The idea that Detroit did nothing when faced with competition from Volkswagen in the fifties is nonsense - see previous post. In all the weeping and wailing over the collapse of Detroit this myth is taking hold. Nothing could be further from the truth.
By chance I have been reading Morgan: Performance plus Tradition by Jonathan Wood, about the British sports car. Writing about the alloy Buick V8 from General Motors, later the Rover V8 fitted to the Morgan, he says:
At 215cu in (3.5 litres), the new GM
engine had a small capacity by
American standards, and had been
conceived to power a trio of GM's so-
called compacts, produced in
response to European imports such as
- in particular - the Volkswagen
Beetle. American Motors had quickly
come up with its Rambler and this
had been followed in 1959 by the
Chevrolet Corvair, Ford Falcon and
Plymouth Valiant. It was now the turn
of GM's Buick, Oldsmobile and
Pontiac marques to produce their
compacts, and the Buick Special,
Oldsmobile F-85 and Pontiac Tempest
were duly introduced in the autumn of
1960 for the following season,
complete with the new V8.
The Chevrolet II of 1961 came with four and six cylinder engines aimed squarely at the Volkswagen.
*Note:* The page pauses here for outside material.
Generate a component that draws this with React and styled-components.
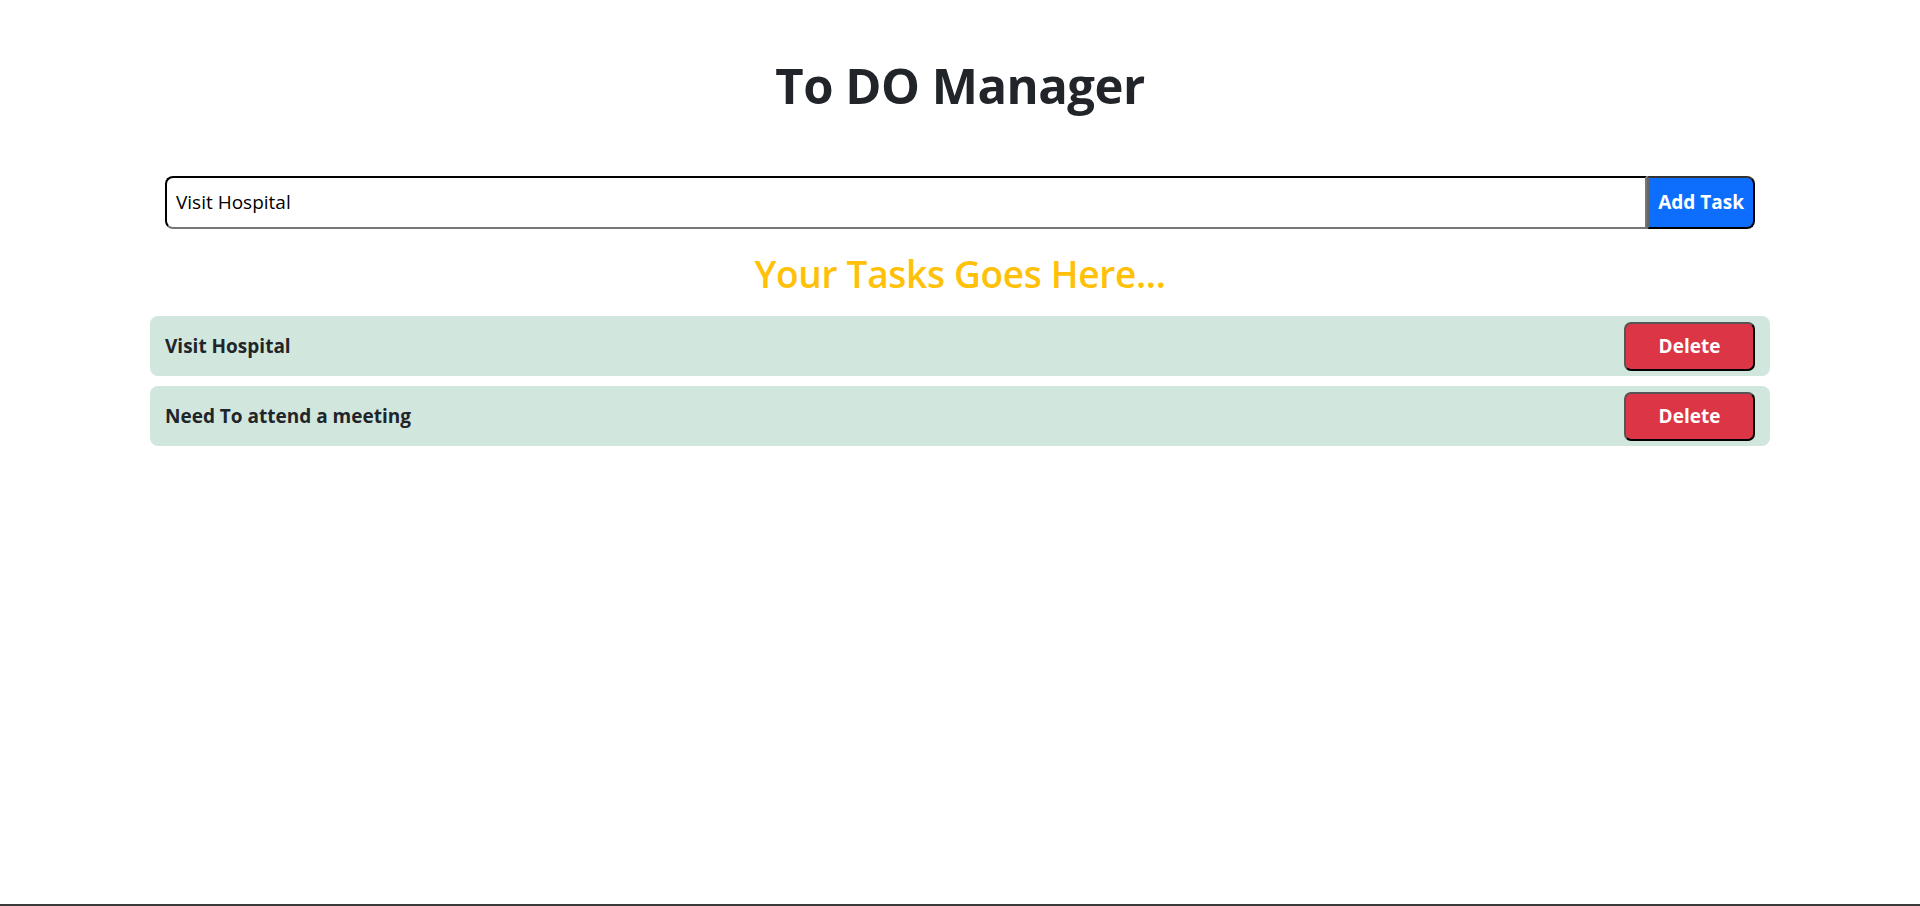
import React, { useState } from "react";
import styled, { createGlobalStyle } from "styled-components";

const GlobalStyle = createGlobalStyle`
  * {
    box-sizing: border-box;
  }
  body {
    margin: 0;
    font-family: "Open Sans", "Noto Sans", sans-serif;
    color: #212529;
    background: #fff;
  }
  #root {
    min-height: 100vh;
    border-bottom: 2px solid #3a3a3a;
  }
`;

const Container = styled.div`
  max-width: 1650px;
  margin: 0 auto;
  padding: 0 15px;
`;

const Title = styled.h1`
  margin: 0;
  padding-top: 56px;
  text-align: center;
  font-size: 49px;
  font-weight: 700;
  line-height: 1.2;
  letter-spacing: -0.5px;
`;

const InputGroup = styled.form`
  display: flex;
  margin: 61px 15px 0;
  height: 53px;
`;

const TaskInput = styled.input`
  flex: 1;
  min-width: 0;
  height: 100%;
  padding: 0 9px;
  font-family: inherit;
  font-size: 19px;
  color: #000;
  border: 2px inset #767676;
  border-top-color: #222;
  border-left-color: #222;
  border-radius: 8px 0 0 8px;
  outline: none;
`;

const AddButton = styled.button`
  height: 100%;
  padding: 0 9px;
  font-family: inherit;
  font-size: 19px;
  font-weight: 700;
  color: #fff;
  background: #0d6efd;
  border: 2px solid #000;
  border-left-color: #666;
  border-top-color: #333;
  border-radius: 0 8px 8px 0;
  cursor: pointer;
`;

const SubTitle = styled.h2`
  margin: 23px 0 20px;
  text-align: center;
  font-size: 37px;
  font-weight: 600;
  line-height: 1.2;
  color: #ffc107;
  letter-spacing: -0.3px;
`;

const List = styled.ul`
  list-style: none;
  margin: 0;
  padding: 0;
  display: flex;
  flex-direction: column;
  gap: 10px;
`;

const Row = styled.li`
  display: flex;
  align-items: center;
  justify-content: space-between;
  height: 60px;
  padding: 0 15px;
  background: #d1e7dd;
  border-radius: 8px;
`;

const TaskText = styled.span`
  font-size: 19px;
  font-weight: 700;
  color: #212529;
`;

const DeleteButton = styled.button`
  width: 131px;
  height: 49px;
  font-family: inherit;
  font-size: 19px;
  font-weight: 700;
  color: #fff;
  background: #dc3545;
  border: 2px solid #000;
  border-top-color: #555;
  border-left-color: #555;
  border-radius: 7px;
  cursor: pointer;
`;

export default () => {
  const [text, setText] = useState("Visit Hospital");
  const [tasks, setTasks] = useState([
    "Visit Hospital",
    "Need To attend a meeting",
  ]);

  const addTask = (e) => {
    e.preventDefault();
    if (text.trim()) setTasks([...tasks, text.trim()]);
  };

  return (
    <>
      <GlobalStyle />
      <Container>
        <Title>To DO Manager</Title>
        <InputGroup onSubmit={addTask}>
          <TaskInput value={text} onChange={(e) => setText(e.target.value)} />
          <AddButton type="submit">Add Task</AddButton>
        </InputGroup>
        <SubTitle>Your Tasks Goes Here...</SubTitle>
        <List>
          {tasks.map((task, i) => (
            <Row key={i}>
              <TaskText>{task}</TaskText>
              <DeleteButton
                onClick={() => setTasks(tasks.filter((_, j) => j !== i))}
              >
                Delete
              </DeleteButton>
            </Row>
          ))}
        </List>
      </Container>
    </>
  );
};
Later import-fighters were the AMC Gremlin (1970) and Pacer (1975). The Dodge Omni and the Plymouth Horizon were imported by Chrysler from 1978 (sold as the Chrysler Horizon in the UK). The root cause of the failure of all these efforts was the quality issue which opened the door to Japanese imports. When Volkswagen stumbled over quality with their U.S.-built Rabbit cars, the Datsun (later Nissan), Honda and Toyota marques moved in and cleaned up.